Two new studies show that there is little or no evidence that rich people leave high-tax states. One study tracked 18 years of migration in New England states and found that (not surprisingly) tax levels factored very little if at all into rich people’s choice of where to live. According to the study:

There are many reasons households do not flee from a state when taxes are increased, including the fact that they value the public services financed by taxes, the cost of relocating to a different state (both financially and psychologically) is quite high, and the potential gains from moving are often small. The main reasons for moving to a different state are employment, family-related matters, and education. Taxes account for little of the migration from New England.

The second study was actually done in Christie’s state of New Jersey. In 1994, New Jersey increased taxes on income over $500,000 by 2.6% (which gave them one of the highest tax rates on the wealthy in the country). The study compared people who made just under $500,000 (and so were not affected by the new tax) with people who made more and so were affected by the tax. The result? Both groups moved away from New Jersey at the same rates, so there was no evidence that higher taxes caused anyone to move.

So where did this dumb idea come from? Why are we using a false excuse to cut taxes on the rich?

Well, one explanation is based on Arthur Laffer, the economist who came up with the infamous Laffer curve that was used to try to prove that if you raise taxes, then people work less, which in turn will lower tax revenue. Conversely, the theory went, if you lower taxes (as we have done, repeatedly) people will work more, and — as Reagan claimed — tax revenue will actually go up. Well, unsurprisingly it never quite worked out that way. Laffer also claimed that he left California and moved to Tennessee because they had no income tax, so maybe that anecdotal evidence is where this dumb idea came from.



  1. ebdoug wrote:

    Correction on New York: First of all Golisono moved out. He actually earned his money starting the company “PayChex” a very effective company. He still have property in New York so pays property taxes,
    Second New York is doing its best to raise property taxes on the rich. It repealed the temporary raise in Income tax, but is raising the property taxes on anyone with an Income over 500K. A back door tax raise. New York has a rebate on property taxes if you are a home owner. If you are poor and don’t own property, you pay more in taxes as there is no break for renters. Now they are trying to take away the break for the rich.
    We have one of the highest property tax RATES than any other state. As I have explained over and over, we have very low property values (here in the rural part of New York)so we don’t pay high property taxes. Counting on the ignorant to not understand, politicians campaign that we have the high property taxes. WRONG.

    Saturday, April 30, 2011 at 5:05 am | Permalink
  2. Quidam wrote:

    This silly argument presupposes that rich people will choose to live in cheap places. They seem to have the idea of Scrooge McDuck as a desirable person to attract.

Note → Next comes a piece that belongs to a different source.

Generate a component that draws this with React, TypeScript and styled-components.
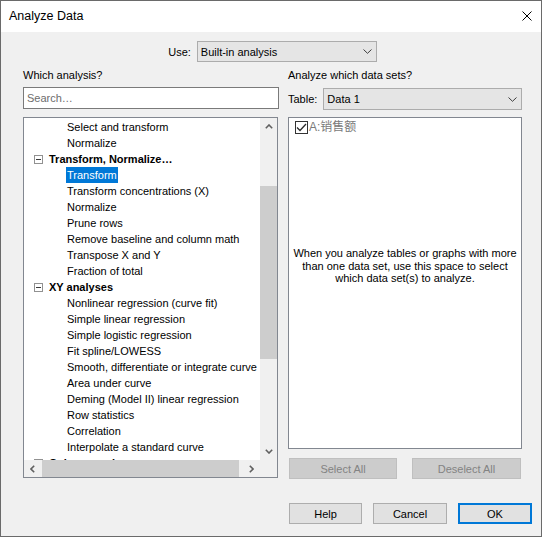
import React from "react";
import styled, { createGlobalStyle } from "styled-components";

const UI_FONT = `"Liberation Sans", Arial, "Noto Sans CJK SC", sans-serif`;

const GlobalStyle = createGlobalStyle`
  html, body { margin: 0; padding: 0; background: #ffffff; }
  body { font-family: ${UI_FONT}; font-size: 11px; color: #000000; }
  *, *::before, *::after { box-sizing: border-box; }
`;

/* ---------- window frame ---------- */

const Window = styled.div`
  width: 542px;
  height: 537px;
  border: 1px solid #6a6a6a;
  background: #f0f0f0;
  display: flex;
  flex-direction: column;
  overflow: hidden;
`;

const TitleBar = styled.div`
  height: 31px;
  flex: none;
  background: #ffffff;
  display: flex;
  align-items: center;
  justify-content: space-between;
  padding: 0 9px 1px 8px;
`;

const Title = styled.span`
  font-size: 12.5px;
  color: #000000;
`;

const CloseButton = styled.span`
  width: 10px;
  height: 10px;
  display: flex;
`;

const Content = styled.div`
  display: flex;
  flex-direction: column;
  padding: 0 19px 0 22px;
`;

/* ---------- combo boxes ---------- */

const ComboRow = styled.div<{ $centered?: boolean; $top: number }>`
  margin-top: ${(p) => p.$top}px;
  display: flex;
  justify-content: ${(p) => (p.$centered ? "center" : "flex-start")};
  align-items: center;
  gap: 6px;
`;

const FieldLabel = styled.span`
  font-size: 11px;
  color: #000000;
  white-space: nowrap;
`;

const Combo = styled.div<{ $width?: number; $height: number }>`
  ${(p) => (p.$width ? `width: ${p.$width}px;` : "flex: 1;")}
  height: ${(p) => p.$height}px;
  background: #e5e5e5;
  border: 1px solid #acacac;
  display: flex;
  align-items: center;
  justify-content: space-between;
  padding: 0 4px 0 3px;
  font-size: 11px;
`;

const Chevron = () => (
  <svg width="9" height="5" viewBox="0 0 9 5">
    <path d="M0.5 0.5 L4.5 4.3 L8.5 0.5" fill="none" stroke="#3c3c3c" strokeWidth="1" />
  </svg>
);

/* ---------- two columns ---------- */

const Columns = styled.div`
  margin-top: 5px;
  display: grid;
  grid-template-columns: 255px 234px;
  column-gap: 10px;
  align-items: start;
`;

const Column = styled.div`
  display: flex;
  flex-direction: column;
`;

const SectionLabel = styled.div`
  height: 16px;
  line-height: 16px;
  font-size: 11px;
`;

const SearchInput = styled.input`
  margin-top: 4px;
  width: 256px;
  height: 22px;
  border: 1px solid #7a7a7a;
  background: #ffffff;
  padding: 0 3px;
  font-family: ${UI_FONT};
  font-size: 11px;
  outline: none;
  &::placeholder { color: #6d6d6d; }
`;

/* ---------- analysis tree ---------- */

const TreeBox = styled.div`
  margin-top: 8px;
  width: 255px;
  height: 361px;
  border: 1px solid #828790;
  background: #ffffff;
  display: grid;
  grid-template-columns: 236px 17px;
  grid-template-rows: 342px 17px;
`;

const TreeViewport = styled.div`
  overflow: hidden;
  white-space: nowrap;
  padding-top: 1px;
`;

const TreeRow = styled.div<{ $indent: number }>`
  height: 16px;
  line-height: 16px;
  display: flex;
  align-items: center;
  padding-left: ${(p) => p.$indent}px;
`;

const Expander = styled.span`
  width: 9px;
  height: 9px;
  border: 1px solid #919191;
  background: #ffffff;
  display: flex;
  align-items: center;
  justify-content: center;
  margin-right: 6px;
  flex: none;
  &::after {
    content: "";
    width: 5px;
    height: 1px;
    background: #3a3a3a;
  }
`;

const GroupText = styled.span`
  font-weight: bold;
  font-size: 11px;
`;

const ItemText = styled.span<{ $selected?: boolean }>`
  font-size: 11px;
  height: 16px;
  padding: 0 1px;
  margin-left: -1px;
  background: ${(p) => (p.$selected ? "#0078d7" : "transparent")};
  color: ${(p) => (p.$selected ? "#ffffff" : "#000000")};
`;

const VScroll = styled.div`
  background: #f0f0f0;
  display: flex;
  flex-direction: column;
`;

const HScroll = styled.div`
  background: #f0f0f0;
  display: flex;
`;

const ScrollCorner = styled.div`
  background: #f0f0f0;
`;

const ArrowCell = styled.div`
  width: 17px;
  height: 17px;
  flex: none;
  display: flex;
  align-items: center;
  justify-content: center;
`;

const Track = styled.div<{ $vertical?: boolean }>`
  flex: 1;
  display: flex;
  flex-direction: ${(p) => (p.$vertical ? "column" : "row")};
`;

const Thumb = styled.div`
  background: #cdcdcd;
  flex: none;
`;

const Arrow = ({ dir }: { dir: "up" | "down" | "left" | "right" }) => {
  const paths: Record<string, string> = {
    up: "M0.8 4.2 L4 1 L7.2 4.2",
    down: "M0.8 0.8 L4 4 L7.2 0.8",
    left: "M4.2 0.8 L1 4 L4.2 7.2",
    right: "M0.8 0.8 L4 4 L0.8 7.2",
  };
  const vertical = dir === "up" || dir === "down";
  return (
    <svg width={vertical ? 8 : 5} height={vertical ? 5 : 8} viewBox={vertical ? "0 0 8 5" : "0 0 5 8"}>
      <path d={paths[dir]} fill="none" stroke="#606060" strokeWidth="1.6" />
    </svg>
  );
};

/* ---------- data set panel ---------- */

const DataSetBox = styled.div`
  margin-top: 7px;
  height: 332px;
  border: 1px solid #828790;
  background: #ffffff;
  display: flex;
  flex-direction: column;
`;

const CheckRow = styled.div`
  padding: 2px 0 0 6px;
  display: flex;
  align-items: center;
  height: 15px;
  box-sizing: content-box;
`;

const CheckBox = styled.span`
  width: 13px;
  height: 13px;
  border: 1px solid #333333;
  background: #ffffff;
  display: flex;
  align-items: center;
  justify-content: center;
  flex: none;
`;

const DataSetName = styled.span`
  margin-left: 1px;
  font-size: 12px;
  line-height: 13px;
  color: #7a7a7a;
  font-family: "Liberation Sans", "Noto Sans CJK SC", sans-serif;
`;

const HintText = styled.p`
  margin: 112px 0 0;
  text-align: center;
  font-size: 11px;
  line-height: 12.5px;
  color: #000000;
`;

const ButtonPair = styled.div`
  margin-top: 9px;
  display: flex;
  justify-content: space-between;
  padding: 0 1px;
`;

const DialogButton = styled.button<{ $width: number; $default?: boolean }>`
  width: ${(p) => p.$width}px;
  height: 21px;
  padding: 0;
  font-family: ${UI_FONT};
  font-size: 11px;
  background: #e1e1e1;
  border: ${(p) => (p.$default ? "2px solid #0078d7" : "1px solid #adadad")};
  color: #000000;
  &:disabled {
    background: #cccccc;
    border-color: #bfbfbf;
    color: #838383;
  }
`;

const Footer = styled.div`
  margin-top: 24px;
  display: flex;
  justify-content: flex-end;
  gap: 11px;
  padding-right: 9px;
`;

/* ---------- data ---------- */

type Node = { kind: "group" | "item"; label: string; selected?: boolean };

const treeNodes: Node[] = [
  { kind: "item", label: "Select and transform" },
  { kind: "item", label: "Normalize" },
  { kind: "group", label: "Transform, Normalize…" },
  { kind: "item", label: "Transform", selected: true },
  { kind: "item", label: "Transform concentrations (X)" },
  { kind: "item", label: "Normalize" },
  { kind: "item", label: "Prune rows" },
  { kind: "item", label: "Remove baseline and column math" },
  { kind: "item", label: "Transpose X and Y" },
  { kind: "item", label: "Fraction of total" },
  { kind: "group", label: "XY analyses" },
  { kind: "item", label: "Nonlinear regression (curve fit)" },
  { kind: "item", label: "Simple linear regression" },
  { kind: "item", label: "Simple logistic regression" },
  { kind: "item", label: "Fit spline/LOWESS" },
  { kind: "item", label: "Smooth, differentiate or integrate curve" },
  { kind: "item", label: "Area under curve" },
  { kind: "item", label: "Deming (Model II) linear regression" },
  { kind: "item", label: "Row statistics" },
  { kind: "item", label: "Correlation" },
  { kind: "item", label: "Interpolate a standard curve" },
  { kind: "group", label: "Column analyses" },
];

// scroll thumb geometry (track offsets and lengths)
const vThumb = { offset: 51, size: 173 };
const hThumb = { offset: 1, size: 197 };

export default function App() {
  return (
    <>
      <GlobalStyle />
      <Window>
        <TitleBar>
          <Title>Analyze Data</Title>
          <CloseButton>
            <svg width="10" height="10" viewBox="0 0 10 10">
              <path d="M0.5 0.5 L9.5 9.5 M9.5 0.5 L0.5 9.5" stroke="#000" strokeWidth="1" />
            </svg>
          </CloseButton>
        </TitleBar>

        <Content>
          <ComboRow $centered $top={9}>
            <FieldLabel>Use:</FieldLabel>
            <Combo $width={180} $height={21}>
              <span>Built-in analysis</span>
              <Chevron />
            </Combo>
          </ComboRow>

          <Columns>
            <Column>
              <SectionLabel>Which analysis?</SectionLabel>
              <SearchInput placeholder="Search…" />
              <TreeBox>
                <TreeViewport>
                  {treeNodes.map((n, i) =>
                    n.kind === "group" ? (
                      <TreeRow key={i} $indent={10}>
                        <Expander />
                        <GroupText>{n.label}</GroupText>
                      </TreeRow>
                    ) : (
                      <TreeRow key={i} $indent={43}>
                        <ItemText $selected={n.selected}>{n.label}</ItemText>
                      </TreeRow>
                    )
                  )}
                </TreeViewport>
                <VScroll>
                  <ArrowCell><Arrow dir="up" /></ArrowCell>
                  <Track $vertical>
                    <Thumb style={{ marginTop: vThumb.offset, height: vThumb.size }} />
                  </Track>
                  <ArrowCell><Arrow dir="down" /></ArrowCell>
                </VScroll>
                <HScroll>
                  <ArrowCell><Arrow dir="left" /></ArrowCell>
                  <Track>
                    <Thumb style={{ marginLeft: hThumb.offset, width: hThumb.size }} />
                  </Track>
                  <ArrowCell><Arrow dir="right" /></ArrowCell>
                </HScroll>
                <ScrollCorner />
              </TreeBox>
            </Column>

            <Column>
              <SectionLabel>Analyze which data sets?</SectionLabel>
              <ComboRow $top={5}>
                <FieldLabel>Table:</FieldLabel>
                <Combo $height={22}>
                  <span>Data 1</span>
                  <Chevron />
                </Combo>
              </ComboRow>
              <DataSetBox>
                <CheckRow>
                  <CheckBox>
                    <svg width="11" height="9" viewBox="0 0 11 9">
                      <path d="M1 4.5 L4 7.5 L10 1" fill="none" stroke="#2b2b2b" strokeWidth="1.3" />
                    </svg>
                  </CheckBox>
                  <DataSetName>A:销售额</DataSetName>
                </CheckRow>
                <HintText>
                  When you analyze tables or graphs with more
                  <br />
                  than one data set, use this space to select
                  <br />
                  which data set(s) to analyze.
                </HintText>
              </DataSetBox>
              <ButtonPair>
                <DialogButton $width={108} disabled>Select All</DialogButton>
                <DialogButton $width={109} disabled>Deselect All</DialogButton>
              </ButtonPair>
            </Column>
          </Columns>
        </Content>

        <Footer>
          <DialogButton $width={73}>Help</DialogButton>
          <DialogButton $width={74}>Cancel</DialogButton>
          <DialogButton $width={74} $default>OK</DialogButton>
        </Footer>
      </Window>
    </>
  );
}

    The whole point about being rich is that you can afford expensive things and live in expensive places.

    A rich person will live where they want to live irrespective of how much it costs. It’s poor people that might consider moving to save 10%.

    I think a good argument could be made that charging high taxes and using the money to improve roads and amenities would attract the wealthy.

    Saturday, April 30, 2011 at 7:06 am | Permalink
  3. TENTHIRTYTWO wrote:

    The problem with the Laffer curve is that, like a lot of other economic arguments, it is based entirely in theory.

    Besides 100% taxation rate and 0% taxation rate, you’ll notice that no other numbers appear on the chart. This is because for all other rates besides 0 and 100%, the Laffer curve is useless. People simply shift the equilibrium point to suit their argument. Think taxes are too high? Shift the equilibrium point behind the current tax rate. Not collecting enough revenue from taxes? Shift it ahead of the current tax rate.

    Point being, the curve is not necessarily a parabola which peaks at 50%, and there is absolutely no way to know what shape the curve is.

    I find it truly astonishing that I’ve heard so much about an utterly useless concept from people who claim to be very intelligent, realistic people. Seriously, how can anyone say “communism only works in theory” and then trot this out to bolster their position?

    Saturday, April 30, 2011 at 8:25 am | Permalink
  4. Dan wrote:

    According to one of my Econ Text books the Laffer Curve only had the desired effect once, when Kennedy lowered the rate to 70%. If you want to talk about “curves” how about the Lorenz curve?
    Not only does Iowa pay large corporations for setting up shop here, last year the county I live in drastically reduced the property tax burden of our largest employer, all they had to do was threaten to move to Mexico. It was their second large break.

    Saturday, April 30, 2011 at 9:38 am | Permalink
  5. Don wrote:

    I could have sworn it was the Laugher Curve. My mistake. ;>D

    As to taxes and businesses bailing out of Iowa – it is one of few states undergoing continued job growth and realistic to high farm commodity prices thanks to the wonderful world of ethanol. Why, I enjoyed my time in Iowa so much last year I’m going back for more this year. Gonna watch the Kernals play baseball in Cedar Rapids, even.